Would you output the whole listing below, exactly as it reads?

* GIVEN MATERIAL
================

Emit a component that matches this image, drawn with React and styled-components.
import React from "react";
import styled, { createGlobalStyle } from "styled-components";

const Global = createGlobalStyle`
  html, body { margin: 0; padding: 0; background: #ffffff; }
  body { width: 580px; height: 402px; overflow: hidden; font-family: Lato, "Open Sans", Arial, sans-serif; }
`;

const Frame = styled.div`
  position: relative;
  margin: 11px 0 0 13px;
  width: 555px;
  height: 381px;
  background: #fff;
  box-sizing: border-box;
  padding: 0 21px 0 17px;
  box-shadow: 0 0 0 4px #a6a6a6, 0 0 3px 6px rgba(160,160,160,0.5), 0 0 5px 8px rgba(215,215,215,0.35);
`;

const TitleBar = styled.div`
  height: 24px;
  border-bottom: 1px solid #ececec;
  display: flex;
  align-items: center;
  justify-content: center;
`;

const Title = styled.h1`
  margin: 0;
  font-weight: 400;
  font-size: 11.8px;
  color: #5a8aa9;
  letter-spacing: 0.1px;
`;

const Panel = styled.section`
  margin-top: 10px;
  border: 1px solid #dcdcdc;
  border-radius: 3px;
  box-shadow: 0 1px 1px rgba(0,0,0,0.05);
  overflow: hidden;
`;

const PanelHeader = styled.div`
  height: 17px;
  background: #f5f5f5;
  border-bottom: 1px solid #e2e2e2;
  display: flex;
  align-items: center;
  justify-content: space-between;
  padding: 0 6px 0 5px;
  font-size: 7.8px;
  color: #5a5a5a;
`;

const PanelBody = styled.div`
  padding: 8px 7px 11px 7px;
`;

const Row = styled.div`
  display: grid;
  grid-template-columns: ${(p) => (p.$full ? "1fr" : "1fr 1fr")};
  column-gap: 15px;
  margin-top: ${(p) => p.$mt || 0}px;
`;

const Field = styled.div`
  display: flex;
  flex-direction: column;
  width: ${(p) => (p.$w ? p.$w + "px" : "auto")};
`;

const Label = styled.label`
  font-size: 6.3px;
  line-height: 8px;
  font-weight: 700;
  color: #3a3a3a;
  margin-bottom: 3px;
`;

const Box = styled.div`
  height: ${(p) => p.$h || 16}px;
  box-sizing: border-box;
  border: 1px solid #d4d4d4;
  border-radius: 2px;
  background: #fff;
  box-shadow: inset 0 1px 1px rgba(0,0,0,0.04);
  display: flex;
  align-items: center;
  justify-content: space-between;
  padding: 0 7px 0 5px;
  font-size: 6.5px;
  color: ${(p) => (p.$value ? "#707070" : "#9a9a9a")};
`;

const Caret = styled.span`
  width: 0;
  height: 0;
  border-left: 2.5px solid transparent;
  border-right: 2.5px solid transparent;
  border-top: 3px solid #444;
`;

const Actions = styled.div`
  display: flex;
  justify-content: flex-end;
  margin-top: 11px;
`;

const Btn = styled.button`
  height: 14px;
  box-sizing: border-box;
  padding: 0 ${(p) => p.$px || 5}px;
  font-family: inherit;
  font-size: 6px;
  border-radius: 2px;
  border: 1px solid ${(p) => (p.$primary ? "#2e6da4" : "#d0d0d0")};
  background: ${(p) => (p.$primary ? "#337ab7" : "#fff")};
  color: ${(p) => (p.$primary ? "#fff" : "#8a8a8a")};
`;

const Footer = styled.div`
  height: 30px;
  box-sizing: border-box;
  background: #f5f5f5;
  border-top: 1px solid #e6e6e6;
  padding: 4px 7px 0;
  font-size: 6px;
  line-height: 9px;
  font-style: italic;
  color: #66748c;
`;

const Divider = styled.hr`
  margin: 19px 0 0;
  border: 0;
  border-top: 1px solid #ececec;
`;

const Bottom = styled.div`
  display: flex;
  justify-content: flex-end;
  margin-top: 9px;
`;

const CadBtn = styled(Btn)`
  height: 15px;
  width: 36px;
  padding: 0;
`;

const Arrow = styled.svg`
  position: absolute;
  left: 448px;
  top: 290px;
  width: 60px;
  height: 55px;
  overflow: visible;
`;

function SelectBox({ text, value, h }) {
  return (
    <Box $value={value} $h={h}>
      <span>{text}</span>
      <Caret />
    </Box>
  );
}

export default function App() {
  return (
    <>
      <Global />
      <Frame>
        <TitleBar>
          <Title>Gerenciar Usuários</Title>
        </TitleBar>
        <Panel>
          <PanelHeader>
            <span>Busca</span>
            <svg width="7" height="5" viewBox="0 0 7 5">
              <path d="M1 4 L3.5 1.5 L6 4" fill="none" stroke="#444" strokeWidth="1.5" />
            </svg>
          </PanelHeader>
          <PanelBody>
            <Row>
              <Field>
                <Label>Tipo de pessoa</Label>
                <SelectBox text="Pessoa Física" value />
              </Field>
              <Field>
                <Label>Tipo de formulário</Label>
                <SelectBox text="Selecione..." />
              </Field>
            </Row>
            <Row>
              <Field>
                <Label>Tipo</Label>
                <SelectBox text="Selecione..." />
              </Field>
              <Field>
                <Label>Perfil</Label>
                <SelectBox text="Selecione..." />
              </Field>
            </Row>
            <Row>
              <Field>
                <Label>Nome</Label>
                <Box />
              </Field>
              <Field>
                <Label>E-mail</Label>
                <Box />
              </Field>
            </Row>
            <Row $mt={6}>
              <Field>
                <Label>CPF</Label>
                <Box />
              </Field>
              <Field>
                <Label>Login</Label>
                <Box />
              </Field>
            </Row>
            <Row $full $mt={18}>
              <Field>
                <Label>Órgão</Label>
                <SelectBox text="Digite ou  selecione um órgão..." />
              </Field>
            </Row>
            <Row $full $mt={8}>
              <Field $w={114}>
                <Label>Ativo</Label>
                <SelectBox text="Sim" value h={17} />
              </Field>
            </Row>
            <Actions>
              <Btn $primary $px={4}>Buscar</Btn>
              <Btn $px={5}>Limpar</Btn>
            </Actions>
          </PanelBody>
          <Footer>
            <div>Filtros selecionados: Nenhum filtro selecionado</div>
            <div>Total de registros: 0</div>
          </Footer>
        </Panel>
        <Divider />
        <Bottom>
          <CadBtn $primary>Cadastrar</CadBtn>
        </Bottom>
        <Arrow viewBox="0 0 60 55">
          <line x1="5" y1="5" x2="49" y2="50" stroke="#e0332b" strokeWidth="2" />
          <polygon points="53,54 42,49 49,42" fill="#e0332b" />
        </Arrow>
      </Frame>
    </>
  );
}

================

* RESULT FOR THIS TASK
Emit a component that matches this image, drawn with React and styled-components.
import React from "react";
import styled, { createGlobalStyle } from "styled-components";

const Global = createGlobalStyle`
  html, body { margin: 0; padding: 0; background: #ffffff; }
  body { width: 580px; height: 402px; overflow: hidden; font-family: Lato, "Open Sans", Arial, sans-serif; }
`;

const Frame = styled.div`
  position: relative;
  margin: 11px 0 0 13px;
  width: 555px;
  height: 381px;
  background: #fff;
  box-sizing: border-box;
  padding: 0 21px 0 17px;
  box-shadow: 0 0 0 4px #a6a6a6, 0 0 3px 6px rgba(160,160,160,0.5), 0 0 5px 8px rgba(215,215,215,0.35);
`;

const TitleBar = styled.div`
  height: 24px;
  border-bottom: 1px solid #ececec;
  display: flex;
  align-items: center;
  justify-content: center;
`;

const Title = styled.h1`
  margin: 0;
  font-weight: 400;
  font-size: 11.8px;
  color: #5a8aa9;
  letter-spacing: 0.1px;
`;

const Panel = styled.section`
  margin-top: 10px;
  border: 1px solid #dcdcdc;
  border-radius: 3px;
  box-shadow: 0 1px 1px rgba(0,0,0,0.05);
  overflow: hidden;
`;

const PanelHeader = styled.div`
  height: 17px;
  background: #f5f5f5;
  border-bottom: 1px solid #e2e2e2;
  display: flex;
  align-items: center;
  justify-content: space-between;
  padding: 0 6px 0 5px;
  font-size: 7.8px;
  color: #5a5a5a;
`;

const PanelBody = styled.div`
  padding: 8px 7px 11px 7px;
`;

const Row = styled.div`
  display: grid;
  grid-template-columns: ${(p) => (p.$full ? "1fr" : "1fr 1fr")};
  column-gap: 15px;
  margin-top: ${(p) => p.$mt || 0}px;
`;

const Field = styled.div`
  display: flex;
  flex-direction: column;
  width: ${(p) => (p.$w ? p.$w + "px" : "auto")};
`;

const Label = styled.label`
  font-size: 6.3px;
  line-height: 8px;
  font-weight: 700;
  color: #3a3a3a;
  margin-bottom: 3px;
`;

const Box = styled.div`
  height: ${(p) => p.$h || 16}px;
  box-sizing: border-box;
  border: 1px solid #d4d4d4;
  border-radius: 2px;
  background: #fff;
  box-shadow: inset 0 1px 1px rgba(0,0,0,0.04);
  display: flex;
  align-items: center;
  justify-content: space-between;
  padding: 0 7px 0 5px;
  font-size: 6.5px;
  color: ${(p) => (p.$value ? "#707070" : "#9a9a9a")};
`;

const Caret = styled.span`
  width: 0;
  height: 0;
  border-left: 2.5px solid transparent;
  border-right: 2.5px solid transparent;
  border-top: 3px solid #444;
`;

const Actions = styled.div`
  display: flex;
  justify-content: flex-end;
  margin-top: 11px;
`;

const Btn = styled.button`
  height: 14px;
  box-sizing: border-box;
  padding: 0 ${(p) => p.$px || 5}px;
  font-family: inherit;
  font-size: 6px;
  border-radius: 2px;
  border: 1px solid ${(p) => (p.$primary ? "#2e6da4" : "#d0d0d0")};
  background: ${(p) => (p.$primary ? "#337ab7" : "#fff")};
  color: ${(p) => (p.$primary ? "#fff" : "#8a8a8a")};
`;

const Footer = styled.div`
  height: 30px;
  box-sizing: border-box;
  background: #f5f5f5;
  border-top: 1px solid #e6e6e6;
  padding: 4px 7px 0;
  font-size: 6px;
  line-height: 9px;
  font-style: italic;
  color: #66748c;
`;

const Divider = styled.hr`
  margin: 19px 0 0;
  border: 0;
  border-top: 1px solid #ececec;
`;

const Bottom = styled.div`
  display: flex;
  justify-content: flex-end;
  margin-top: 9px;
`;

const CadBtn = styled(Btn)`
  height: 15px;
  width: 36px;
  padding: 0;
`;

const Arrow = styled.svg`
  position: absolute;
  left: 448px;
  top: 290px;
  width: 60px;
  height: 55px;
  overflow: visible;
`;

function SelectBox({ text, value, h }) {
  return (
    <Box $value={value} $h={h}>
      <span>{text}</span>
      <Caret />
    </Box>
  );
}

export default function App() {
  return (
    <>
      <Global />
      <Frame>
        <TitleBar>
          <Title>Gerenciar Usuários</Title>
        </TitleBar>
        <Panel>
          <PanelHeader>
            <span>Busca</span>
            <svg width="7" height="5" viewBox="0 0 7 5">
              <path d="M1 4 L3.5 1.5 L6 4" fill="none" stroke="#444" strokeWidth="1.5" />
            </svg>
          </PanelHeader>
          <PanelBody>
            <Row>
              <Field>
                <Label>Tipo de pessoa</Label>
                <SelectBox text="Pessoa Física" value />
              </Field>
              <Field>
                <Label>Tipo de formulário</Label>
                <SelectBox text="Selecione..." />
              </Field>
            </Row>
            <Row>
              <Field>
                <Label>Tipo</Label>
                <SelectBox text="Selecione..." />
              </Field>
              <Field>
                <Label>Perfil</Label>
                <SelectBox text="Selecione..." />
              </Field>
            </Row>
            <Row>
              <Field>
                <Label>Nome</Label>
                <Box />
              </Field>
              <Field>
                <Label>E-mail</Label>
                <Box />
              </Field>
            </Row>
            <Row $mt={6}>
              <Field>
                <Label>CPF</Label>
                <Box />
              </Field>
              <Field>
                <Label>Login</Label>
                <Box />
              </Field>
            </Row>
            <Row $full $mt={18}>
              <Field>
                <Label>Órgão</Label>
                <SelectBox text="Digite ou  selecione um órgão..." />
              </Field>
            </Row>
            <Row $full $mt={8}>
              <Field $w={114}>
                <Label>Ativo</Label>
                <SelectBox text="Sim" value h={17} />
              </Field>
            </Row>
            <Actions>
              <Btn $primary $px={4}>Buscar</Btn>
              <Btn $px={5}>Limpar</Btn>
            </Actions>
          </PanelBody>
          <Footer>
            <div>Filtros selecionados: Nenhum filtro selecionado</div>
            <div>Total de registros: 0</div>
          </Footer>
        </Panel>
        <Divider />
        <Bottom>
          <CadBtn $primary>Cadastrar</CadBtn>
        </Bottom>
        <Arrow viewBox="0 0 60 55">
          <line x1="5" y1="5" x2="49" y2="50" stroke="#e0332b" strokeWidth="2" />
          <polygon points="53,54 42,49 49,42" fill="#e0332b" />
        </Arrow>
      </Frame>
    </>
  );
}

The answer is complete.